Poète et philosophe, universitaire et essayiste, éditeur et traducteur, Michel Deguy, décédé mercredi à l’âge de 91 ans, a consacré son œuvre à défendre la poésie comme langage vital contre la marchandisation du monde.

Fondateur en 1977 de la revuePo&sie (Belin), publication de référence de la poésie contemporaine, ce grand intellectuel à l’éternelle cigarette a abordé tous les champs de la connaissance en poète-philosophe, explorant les liens entre ces deux disciplines réunies dans une " poésie pensante ".

Comme ses contemporains Yves Bonnefoy et Philippe Jaccottet, l’auteur du " Tombeau de Du Bellay " (1973) s’est inscrit, dès ses premiers livres publiés à partir de 1960 chez Gallimard, dans cette tradition littéraire de 2.500 ans.

Lauréat du grand prix de poésie de l’Académie française en 2004, cet agrégé de philosophie devenu en 1968 maître de conférence en littérature française à Paris VIII, a été également membre pendant 25 ans du comité de lecture de Gallimard de 1962 à 1987.

Proche du philosophe Jacques Derrida, il a participé aux revues " Critique " et " Les temps modernes ", et présidé le Collège international de philosophie de 1989 à 1995.

Il a publié de nombreux recueils de poèmes (" Poèmes de la presqu’île ", " Gisant ", " Donnant, donnant 1960-1980 ", " A ce qui n’en finit pas ", " Desolatio "), des essais (" L’Energie du désespoir ", " La poésie n’est pas seule ", " Réouverture après travaux " …), des traductions de Heidegger (" Approche d’Hölderlin "), du philosophe grec Empédocle ou du poète roumain de langue allemande Paul Celan.

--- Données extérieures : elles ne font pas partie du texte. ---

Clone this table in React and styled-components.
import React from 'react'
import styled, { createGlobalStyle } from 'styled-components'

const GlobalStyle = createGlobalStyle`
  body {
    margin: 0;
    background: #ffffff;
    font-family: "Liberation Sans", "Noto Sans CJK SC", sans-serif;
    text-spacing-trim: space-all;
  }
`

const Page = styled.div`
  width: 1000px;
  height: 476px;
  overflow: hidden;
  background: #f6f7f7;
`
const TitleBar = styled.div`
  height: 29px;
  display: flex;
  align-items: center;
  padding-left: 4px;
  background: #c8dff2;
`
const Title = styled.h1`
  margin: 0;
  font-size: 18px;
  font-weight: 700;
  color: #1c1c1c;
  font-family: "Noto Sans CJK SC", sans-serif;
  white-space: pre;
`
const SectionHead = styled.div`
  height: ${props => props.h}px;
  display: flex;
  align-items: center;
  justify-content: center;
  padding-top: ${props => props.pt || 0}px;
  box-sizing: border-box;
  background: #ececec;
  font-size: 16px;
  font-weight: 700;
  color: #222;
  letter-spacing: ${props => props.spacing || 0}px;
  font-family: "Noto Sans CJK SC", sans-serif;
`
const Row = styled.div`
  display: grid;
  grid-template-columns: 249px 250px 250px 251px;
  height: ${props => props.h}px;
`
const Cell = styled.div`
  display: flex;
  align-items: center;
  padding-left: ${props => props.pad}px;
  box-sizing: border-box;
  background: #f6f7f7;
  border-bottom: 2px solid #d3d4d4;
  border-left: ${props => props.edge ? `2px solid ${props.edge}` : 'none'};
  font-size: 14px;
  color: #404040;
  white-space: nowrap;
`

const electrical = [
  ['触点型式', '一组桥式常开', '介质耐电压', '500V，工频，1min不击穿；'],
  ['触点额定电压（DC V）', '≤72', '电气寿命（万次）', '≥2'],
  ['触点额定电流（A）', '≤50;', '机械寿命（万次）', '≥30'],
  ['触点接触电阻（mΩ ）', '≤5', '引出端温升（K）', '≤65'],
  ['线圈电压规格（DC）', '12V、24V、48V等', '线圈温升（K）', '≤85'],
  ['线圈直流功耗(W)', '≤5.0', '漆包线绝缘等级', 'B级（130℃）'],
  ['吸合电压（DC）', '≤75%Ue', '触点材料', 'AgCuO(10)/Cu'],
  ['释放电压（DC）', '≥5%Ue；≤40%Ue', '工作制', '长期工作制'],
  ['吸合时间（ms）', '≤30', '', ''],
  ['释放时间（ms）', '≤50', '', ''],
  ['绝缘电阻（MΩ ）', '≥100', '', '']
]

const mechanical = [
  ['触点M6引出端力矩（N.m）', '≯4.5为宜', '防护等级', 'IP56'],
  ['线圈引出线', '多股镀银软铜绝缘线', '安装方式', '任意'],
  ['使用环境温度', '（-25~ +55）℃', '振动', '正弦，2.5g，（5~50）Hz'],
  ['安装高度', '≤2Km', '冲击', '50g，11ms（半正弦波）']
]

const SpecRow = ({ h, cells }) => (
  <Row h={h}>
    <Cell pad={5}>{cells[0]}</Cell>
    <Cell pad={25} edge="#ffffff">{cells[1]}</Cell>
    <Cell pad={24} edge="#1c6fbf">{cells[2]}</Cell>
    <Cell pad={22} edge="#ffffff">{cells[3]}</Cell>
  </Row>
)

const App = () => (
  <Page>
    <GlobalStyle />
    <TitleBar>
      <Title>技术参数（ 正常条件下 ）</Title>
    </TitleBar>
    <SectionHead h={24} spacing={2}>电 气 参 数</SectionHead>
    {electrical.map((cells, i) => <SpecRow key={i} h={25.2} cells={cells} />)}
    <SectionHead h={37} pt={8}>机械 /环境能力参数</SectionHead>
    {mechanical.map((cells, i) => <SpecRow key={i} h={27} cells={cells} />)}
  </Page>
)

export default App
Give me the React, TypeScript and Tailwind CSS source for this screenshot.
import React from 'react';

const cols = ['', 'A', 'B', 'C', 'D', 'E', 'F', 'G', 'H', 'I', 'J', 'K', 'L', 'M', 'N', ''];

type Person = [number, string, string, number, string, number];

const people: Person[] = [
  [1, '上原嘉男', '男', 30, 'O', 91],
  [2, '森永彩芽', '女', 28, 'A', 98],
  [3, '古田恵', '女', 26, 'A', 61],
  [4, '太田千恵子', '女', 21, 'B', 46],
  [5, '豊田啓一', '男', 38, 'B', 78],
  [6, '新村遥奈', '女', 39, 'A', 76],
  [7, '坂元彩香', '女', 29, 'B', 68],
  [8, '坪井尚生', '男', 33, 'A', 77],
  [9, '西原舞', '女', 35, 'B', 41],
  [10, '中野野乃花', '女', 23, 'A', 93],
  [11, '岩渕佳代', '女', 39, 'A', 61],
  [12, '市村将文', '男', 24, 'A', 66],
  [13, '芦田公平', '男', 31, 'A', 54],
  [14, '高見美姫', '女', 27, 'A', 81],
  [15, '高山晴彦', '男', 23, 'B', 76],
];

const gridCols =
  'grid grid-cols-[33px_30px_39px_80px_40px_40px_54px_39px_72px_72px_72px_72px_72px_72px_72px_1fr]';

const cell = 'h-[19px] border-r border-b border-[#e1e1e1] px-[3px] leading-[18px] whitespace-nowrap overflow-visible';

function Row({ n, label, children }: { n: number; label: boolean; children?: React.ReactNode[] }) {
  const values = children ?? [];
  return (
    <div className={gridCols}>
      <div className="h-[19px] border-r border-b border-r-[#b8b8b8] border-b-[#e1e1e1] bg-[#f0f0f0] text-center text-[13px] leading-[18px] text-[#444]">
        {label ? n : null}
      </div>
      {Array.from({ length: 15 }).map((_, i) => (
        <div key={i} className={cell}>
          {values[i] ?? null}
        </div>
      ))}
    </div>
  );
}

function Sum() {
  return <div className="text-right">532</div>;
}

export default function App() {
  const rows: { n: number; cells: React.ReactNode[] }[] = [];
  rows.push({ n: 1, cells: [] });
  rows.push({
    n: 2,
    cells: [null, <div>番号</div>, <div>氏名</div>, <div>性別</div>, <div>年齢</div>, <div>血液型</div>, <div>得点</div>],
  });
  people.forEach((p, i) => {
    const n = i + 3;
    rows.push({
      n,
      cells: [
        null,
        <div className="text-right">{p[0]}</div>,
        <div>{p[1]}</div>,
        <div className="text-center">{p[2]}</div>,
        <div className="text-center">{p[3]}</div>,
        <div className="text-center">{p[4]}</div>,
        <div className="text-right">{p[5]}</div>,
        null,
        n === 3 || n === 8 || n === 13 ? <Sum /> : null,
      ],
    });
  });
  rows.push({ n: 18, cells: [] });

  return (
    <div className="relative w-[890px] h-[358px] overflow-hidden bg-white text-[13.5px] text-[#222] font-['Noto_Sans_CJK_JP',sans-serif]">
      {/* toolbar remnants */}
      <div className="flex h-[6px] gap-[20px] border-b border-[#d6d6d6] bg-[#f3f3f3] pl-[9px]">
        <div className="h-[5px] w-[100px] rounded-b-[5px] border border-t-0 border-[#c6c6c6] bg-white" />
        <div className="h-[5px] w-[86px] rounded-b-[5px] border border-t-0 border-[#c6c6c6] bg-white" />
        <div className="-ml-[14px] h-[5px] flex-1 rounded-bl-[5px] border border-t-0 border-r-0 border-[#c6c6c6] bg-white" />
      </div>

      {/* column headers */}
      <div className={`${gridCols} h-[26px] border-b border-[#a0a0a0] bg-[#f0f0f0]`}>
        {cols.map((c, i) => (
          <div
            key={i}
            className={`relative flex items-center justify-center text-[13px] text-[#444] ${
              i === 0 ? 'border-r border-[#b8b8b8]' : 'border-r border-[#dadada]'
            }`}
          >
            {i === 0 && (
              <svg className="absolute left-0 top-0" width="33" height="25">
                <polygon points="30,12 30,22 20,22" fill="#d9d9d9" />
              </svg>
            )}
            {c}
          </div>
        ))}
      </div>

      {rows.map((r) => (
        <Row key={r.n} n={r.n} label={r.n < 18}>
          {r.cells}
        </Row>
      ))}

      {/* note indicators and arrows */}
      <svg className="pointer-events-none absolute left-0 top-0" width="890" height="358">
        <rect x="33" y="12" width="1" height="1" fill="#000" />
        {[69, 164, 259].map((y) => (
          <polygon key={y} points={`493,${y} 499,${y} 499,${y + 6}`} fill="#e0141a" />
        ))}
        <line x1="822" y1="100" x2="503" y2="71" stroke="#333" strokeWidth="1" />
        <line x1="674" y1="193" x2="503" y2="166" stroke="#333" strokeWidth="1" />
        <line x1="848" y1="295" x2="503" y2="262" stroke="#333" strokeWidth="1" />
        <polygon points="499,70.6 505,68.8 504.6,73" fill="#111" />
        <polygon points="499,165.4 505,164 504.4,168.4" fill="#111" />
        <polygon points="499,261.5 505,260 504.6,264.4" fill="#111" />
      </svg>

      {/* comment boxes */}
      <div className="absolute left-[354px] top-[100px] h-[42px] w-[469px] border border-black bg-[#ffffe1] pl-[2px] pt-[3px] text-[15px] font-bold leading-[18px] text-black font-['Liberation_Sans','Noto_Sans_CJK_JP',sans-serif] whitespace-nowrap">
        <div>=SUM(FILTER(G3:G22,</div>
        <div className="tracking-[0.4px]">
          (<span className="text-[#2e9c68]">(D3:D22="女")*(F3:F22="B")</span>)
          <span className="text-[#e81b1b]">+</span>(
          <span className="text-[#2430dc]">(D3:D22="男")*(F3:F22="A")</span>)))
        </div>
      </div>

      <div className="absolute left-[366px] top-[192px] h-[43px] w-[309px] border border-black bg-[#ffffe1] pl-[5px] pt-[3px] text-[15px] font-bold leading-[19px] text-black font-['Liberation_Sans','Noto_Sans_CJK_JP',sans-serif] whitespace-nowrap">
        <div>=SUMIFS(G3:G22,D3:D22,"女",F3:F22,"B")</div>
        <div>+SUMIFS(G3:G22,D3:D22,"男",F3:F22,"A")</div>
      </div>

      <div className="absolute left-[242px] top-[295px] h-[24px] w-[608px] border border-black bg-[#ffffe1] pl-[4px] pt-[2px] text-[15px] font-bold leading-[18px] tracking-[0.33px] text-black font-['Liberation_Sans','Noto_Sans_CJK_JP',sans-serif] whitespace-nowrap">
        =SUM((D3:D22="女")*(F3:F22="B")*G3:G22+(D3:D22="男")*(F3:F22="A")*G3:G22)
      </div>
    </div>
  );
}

– Le poète est résistant –

Né le 23 mai 1930 à Paris dans une famille d’industriel, Michel Deguy s’est toujours impliqué dans la marche du monde, s’inquiétant ces dernières années de l’avenir de la pensée et de la poésie, dans un monde d’écrans.

" Quand on leur parle d’images, les jeunes gens ne songent pas du tout à l’image du poème mais à celle de la photographie, à l’image que l’on peut saisir par les yeux, plutôt que par l’imagination ", s’inquiétait-il dans La Croix en 2011.

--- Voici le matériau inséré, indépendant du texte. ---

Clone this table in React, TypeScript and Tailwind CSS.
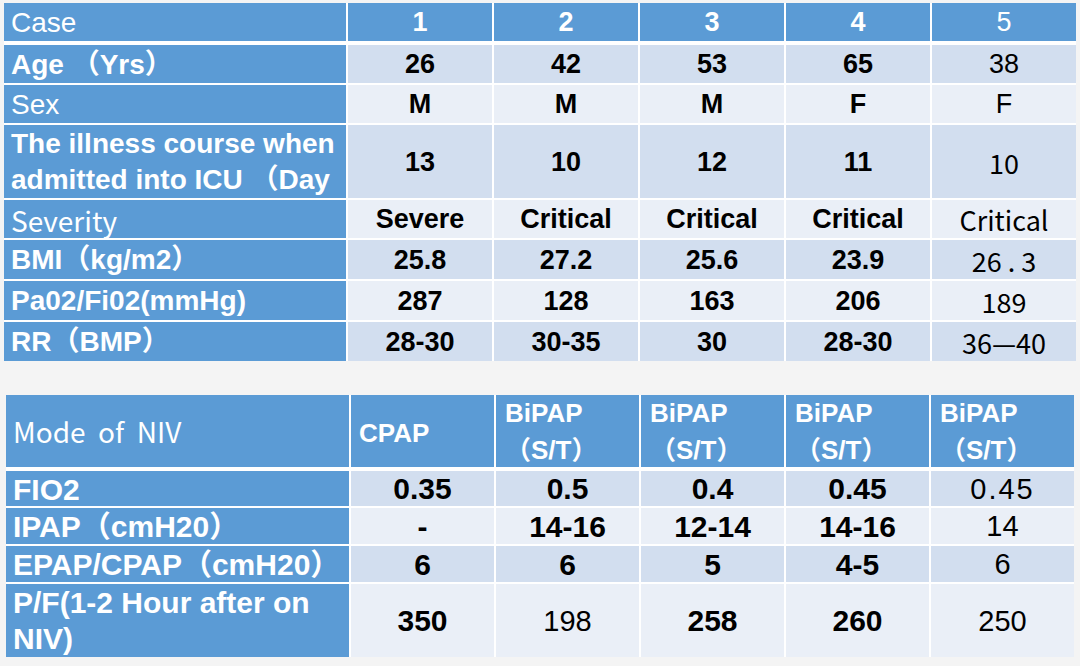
import React from "react";

type Cell = { t: string; b?: boolean; c?: boolean; w?: boolean };

const LAT = "font-['Liberation_Sans','Noto_Sans_CJK_SC',sans-serif]";
const CJK = "font-['Noto_Sans_CJK_SC','Liberation_Sans',sans-serif]";

function Label({ text, b, c, h, size }: { text: string; b?: boolean; c?: boolean; h: string; size: string }) {
  return (
    <div
      className={`bg-[#5b9bd5] text-white flex items-center pl-[7px] pr-1 pt-[1px] overflow-hidden whitespace-pre-line ${size} ${h} ${
        c ? CJK : LAT
      } ${b ? "font-bold" : "font-normal"}`}
    >
      {text}
    </div>
  );
}

function Data({ cell, bg, size }: { cell: Cell; bg: string; size: string }) {
  return (
    <div
      className={`${bg} text-black flex items-center justify-center pt-[1px] whitespace-nowrap leading-none ${size} ${
        cell.c ? CJK : LAT
      } ${cell.b ? "font-bold" : "font-normal"} ${cell.w ? "tracking-[2px]" : ""}`}
    >
      {cell.t}
    </div>
  );
}

const topRows: { label: string; lb?: boolean; lc?: boolean; h: string; cells: Cell[] }[] = [
  {
    label: "Age （Yrs）",
    lb: true,
    h: "h-[38px]",
    cells: [{ t: "26", b: true }, { t: "42", b: true }, { t: "53", b: true }, { t: "65", b: true }, { t: "38" }],
  },
  {
    label: "Sex",
    h: "h-[38px]",
    cells: [{ t: "M", b: true }, { t: "M", b: true }, { t: "M", b: true }, { t: "F", b: true }, { t: "F" }],
  },
  {
    label: "The illness course when\nadmitted into ICU （Day",
    lb: true,
    h: "h-[73px]",
    cells: [{ t: "13", b: true }, { t: "10", b: true }, { t: "12", b: true }, { t: "11", b: true }, { t: "10", c: true }],
  },
  {
    label: "Severity",
    lc: true,
    h: "h-[38px]",
    cells: [
      { t: "Severe", b: true },
      { t: "Critical", b: true },
      { t: "Critical", b: true },
      { t: "Critical", b: true },
      { t: "Critical", c: true },
    ],
  },
  {
    label: "BMI（kg/m2）",
    lb: true,
    h: "h-[39px]",
    cells: [{ t: "25.8", b: true }, { t: "27.2", b: true }, { t: "25.6", b: true }, { t: "23.9", b: true }, { t: "26 . 3", c: true }],
  },
  {
    label: "Pa02/Fi02(mmHg)",
    lb: true,
    h: "h-[39px]",
    cells: [{ t: "287", b: true }, { t: "128", b: true }, { t: "163", b: true }, { t: "206", b: true }, { t: "189", c: true }],
  },
  {
    label: "RR（BMP）",
    lb: true,
    h: "h-[39px]",
    cells: [{ t: "28-30", b: true }, { t: "30-35", b: true }, { t: "30", b: true }, { t: "28-30", b: true }, { t: "36—40", c: true }],
  },
];

const botRows: { label: string; h: string; lead: string; cells: Cell[] }[] = [
  {
    label: "FIO2",
    h: "h-[35px]",
    lead: "leading-[33px]",
    cells: [{ t: "0.35", b: true }, { t: "0.5", b: true }, { t: "0.4", b: true }, { t: "0.45", b: true }, { t: "0.45", w: true }],
  },
  {
    label: "IPAP（cmH20）",
    h: "h-[36px]",
    lead: "leading-[34px]",
    cells: [{ t: "-", b: true }, { t: "14-16", b: true }, { t: "12-14", b: true }, { t: "14-16", b: true }, { t: "14" }],
  },
  {
    label: "EPAP/CPAP（cmH20）",
    h: "h-[36px]",
    lead: "leading-[34px]",
    cells: [{ t: "6", b: true }, { t: "6", b: true }, { t: "5", b: true }, { t: "4-5", b: true }, { t: "6" }],
  },
  {
    label: "P/F(1-2 Hour after on\nNIV)",
    h: "h-[73px]",
    lead: "leading-[36px]",
    cells: [{ t: "350", b: true }, { t: "198" }, { t: "258", b: true }, { t: "260", b: true }, { t: "250" }],
  },
];

export default function App() {
  const topGrid = "grid grid-cols-[342px_repeat(5,minmax(0,1fr))] gap-x-[2px]";
  const botGrid = "grid grid-cols-[343px_repeat(5,minmax(0,1fr))] gap-x-[2px]";
  const ts = "text-[27px]";
  const tl = "text-[28px] leading-[36px]";
  const bh = "text-[26px]";
  return (
    <div className="w-[1080px] h-[666px] bg-[#f4f4f4] overflow-hidden pt-[3px]">
      {/* Top table */}
      <div className="ml-[4px] w-[1072px] bg-white flex flex-col gap-[2px]">
        <div className={`${topGrid} h-[38px] mb-[2px]`}>
          <div className={`bg-[#5b9bd5] text-white flex items-center pl-[7px] pt-[1px] ${tl} ${LAT}`}>Case</div>
          {["1", "2", "3", "4"].map((n) => (
            <div
              key={n}
              className={`bg-[#5b9bd5] text-white flex items-center justify-center pt-[1px] leading-none font-bold ${ts} ${LAT}`}
            >
              {n}
            </div>
          ))}
          <div className={`bg-[#5b9bd5] text-white flex items-center justify-center pt-[1px] leading-none ${ts} ${LAT}`}>
            5
          </div>
        </div>
        {topRows.map((r, i) => (
          <div key={i} className={`${topGrid} ${r.h}`}>
            <Label text={r.label} b={r.lb} c={r.lc} h={r.h} size={tl} />
            {r.cells.map((c, j) => (
              <Data key={j} cell={c} bg={i % 2 === 0 ? "bg-[#d2deef]" : "bg-[#eaeff7]"} size={ts} />
            ))}
          </div>
        ))}
      </div>

      {/* Bottom table */}
      <div className="mt-[34px] ml-[6px] w-[1068px] bg-white flex flex-col gap-[2px]">
        <div className={`${botGrid} h-[72px] mb-[2px]`}>
          <div className={`bg-[#5b9bd5] text-white flex items-center pl-[7px] text-[28px] leading-[36px] ${CJK} whitespace-pre`}>
            {"Mode  of  NIV"}
          </div>
          <div className={`bg-[#5b9bd5] text-white flex items-center pl-[8px] pt-[3px] leading-[36px] font-bold ${bh} ${LAT}`}>
            CPAP
          </div>
          {[0, 1, 2, 3].map((k) => (
            <div key={k} className={`bg-[#5b9bd5] text-white flex flex-col pl-[9px] font-bold ${bh} ${LAT}`}>
              <span className="leading-[36px]">BiPAP</span>
              <span className="leading-[34px] mt-[2px]">（S/T）</span>
            </div>
          ))}
        </div>
        {botRows.map((r, i) => (
          <div key={i} className={`${botGrid} ${r.h}`}>
            <Label text={r.label} b h={r.h} size={`text-[30px] ${r.lead}`} />
            {r.cells.map((c, j) => (
              <Data
                key={j}
                cell={c}
                bg={i % 2 === 0 ? "bg-[#d2deef]" : "bg-[#eaeff7]"}
                size={c.b ? "text-[30px]" : "text-[29px]"}
              />
            ))}
          </div>
        ))}
      </div>
    </div>
  );
}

Le poète, à ce titre, est un résistant et la poésie ne peut se limiter à une activité culturelle. Par sa réinvention de la pensée, elle doit agir contre l’isolement des êtres, la montée des populismes, la communication qui vide le langage de son sens.

" Le poème est un aparté le plus souvent bref et quasi inaudible dans la gigantesque rumeur, bruit et fureur, qui peine à s’obstiner dans son croire changer le monde et même changer la vie ", écrivait-il dans son imposant triptyque " La vie subite " (2017).

Cette menace sur le langage est la même qui pèse selon lui, sur notre présence au monde de plus en plus dévasté. Il évoquait ainsi les liens entre poésie et écologie dans " L’envergure des comparses " (2017).

" La poésie est un mode du penser: voir et montrer le non-encore-visible et le peu-visible. L’écologie est une clairvoyance à longue portée, météoro-logique, qu’alertent les voyants rouges de toutes parts. (…). Leur conjonction et leur articulation s’avèrent indispensables et urgentes ".

Longtemps catholique, ce père de trois enfants, dont la comédienne Marie-Armelle Deguy, avait confessé son détachement de l’Eglise dans " Un homme de peu de foi " (2002). Dans " A ce qui n’en finit pas " (1995), il avait raconté avec un lyrisme tendu sa vie conjugale avec sa femme morte d’un cancer après 40 ans de vie commune " contentieuse, violente, impossible ".